The Bowie Odyssey Man - An Author Interview

The Bowie Odyssey Man - An Author Interview

As many David Bowie fans will be aware, 16 June 2022 marks 50 years since the release of his defining glam masterpiece The Rise and Fall of Ziggy Stardust and the Spiders From Mars. So it’s fitting that on the very same day Omnibus will be celebrating the Starman’s golden jubilee by publishing Bowie Odyssey 72 – the third volume of Simon Goddard’s year-by-year chronicle of Bowie’s life against the wider cultural and social history of the 1970s.

To whet our appetites for a summer of Stardust, we had a quick chat with Simon about Ziggy, the Seventies and his own ongoing odyssey as, already, the author of more Bowie books than any other writer…

What first gave you the idea to try and write a ten-book series about Bowie in every year of the Seventies?

You did! It was an email from yourselves in January 2019. Credit where it’s due, a Bowie decalogy was Omnibus’s idea but as I understand it you didn’t know who’d be mad enough to take it on. Then you knocked on my inbox.  

What was your initial reaction?

Intrigued, but also a bit wary, only because one of the greatest lessons Bowie ever taught us is that creative hell is being pigeonholed doing the same thing year in year out.

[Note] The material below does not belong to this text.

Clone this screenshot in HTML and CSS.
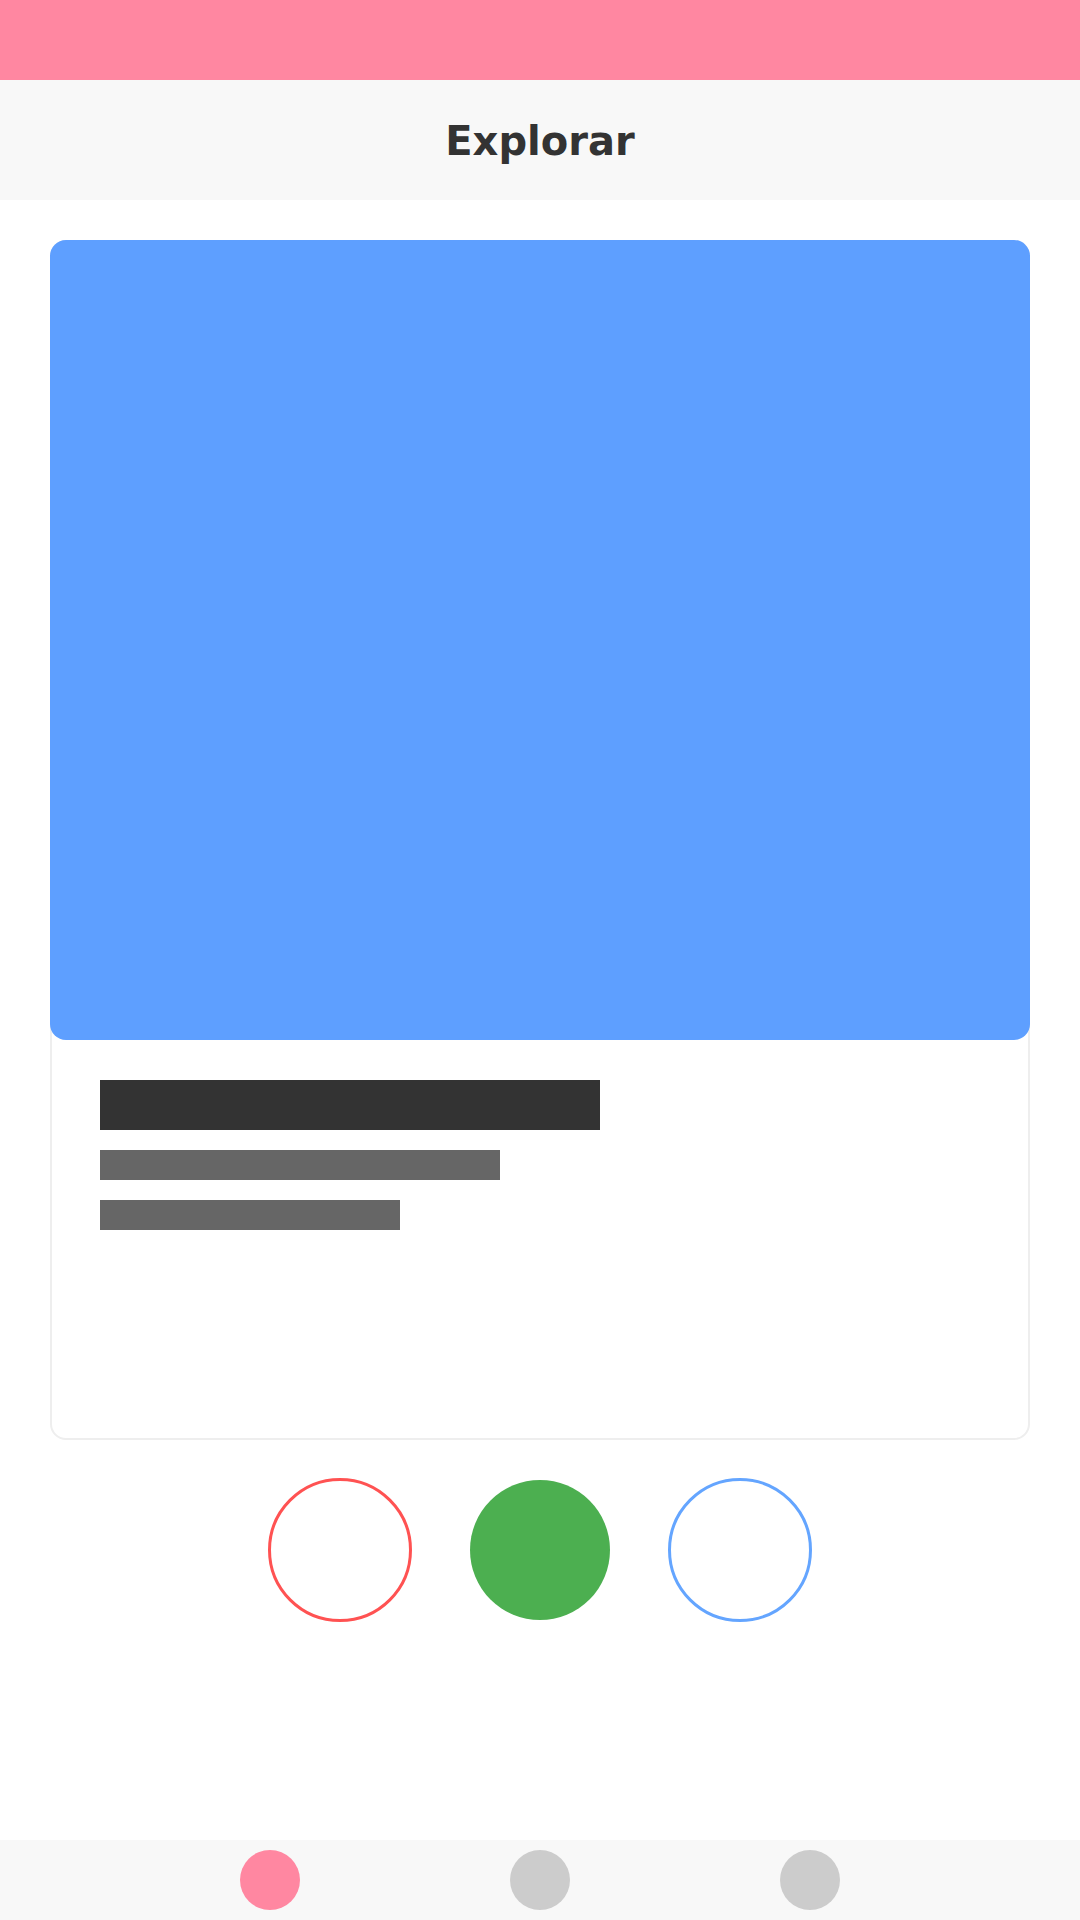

So what made you say “yes”?

I gave it a lot of thought about how a series could be genuinely different to all the biographies already out there, otherwise there wouldn’t have been any point. The funny thing is I’d always wanted to write an epic saga about the Seventies, the decade I was born, but my own ideas were very vague. But it was only after you offered me this it hit me that Bowie had been staring me in the face all along as the perfect vehicle to hang the story of the Seventies on.

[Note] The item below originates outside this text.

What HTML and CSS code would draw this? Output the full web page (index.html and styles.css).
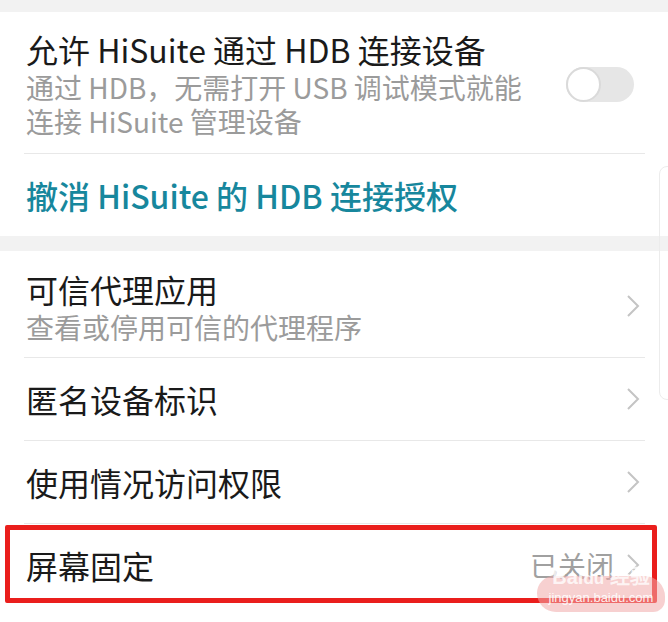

That’s what made it unique for me, a chance to isolate Bowie one year at a time, not looking at him in terms of forwards and backwards in his career but sideways in terms of where he is and what’s going on around him. So a new understanding of Bowie, the times he lived in, how he changed them, how they changed him, re-examining his rise in slower motion and with a wider lens.

Also I knew it wouldn’t be easy, which was part of the attraction, the sheer challenge of it. Nothing Bowie did was easy. He was all about taking risks, trying bold new ways, avoiding cliches, embracing accidents, not being afraid of failure. So I took it on in that same spirit.
 
How do you begin the writing process of each book?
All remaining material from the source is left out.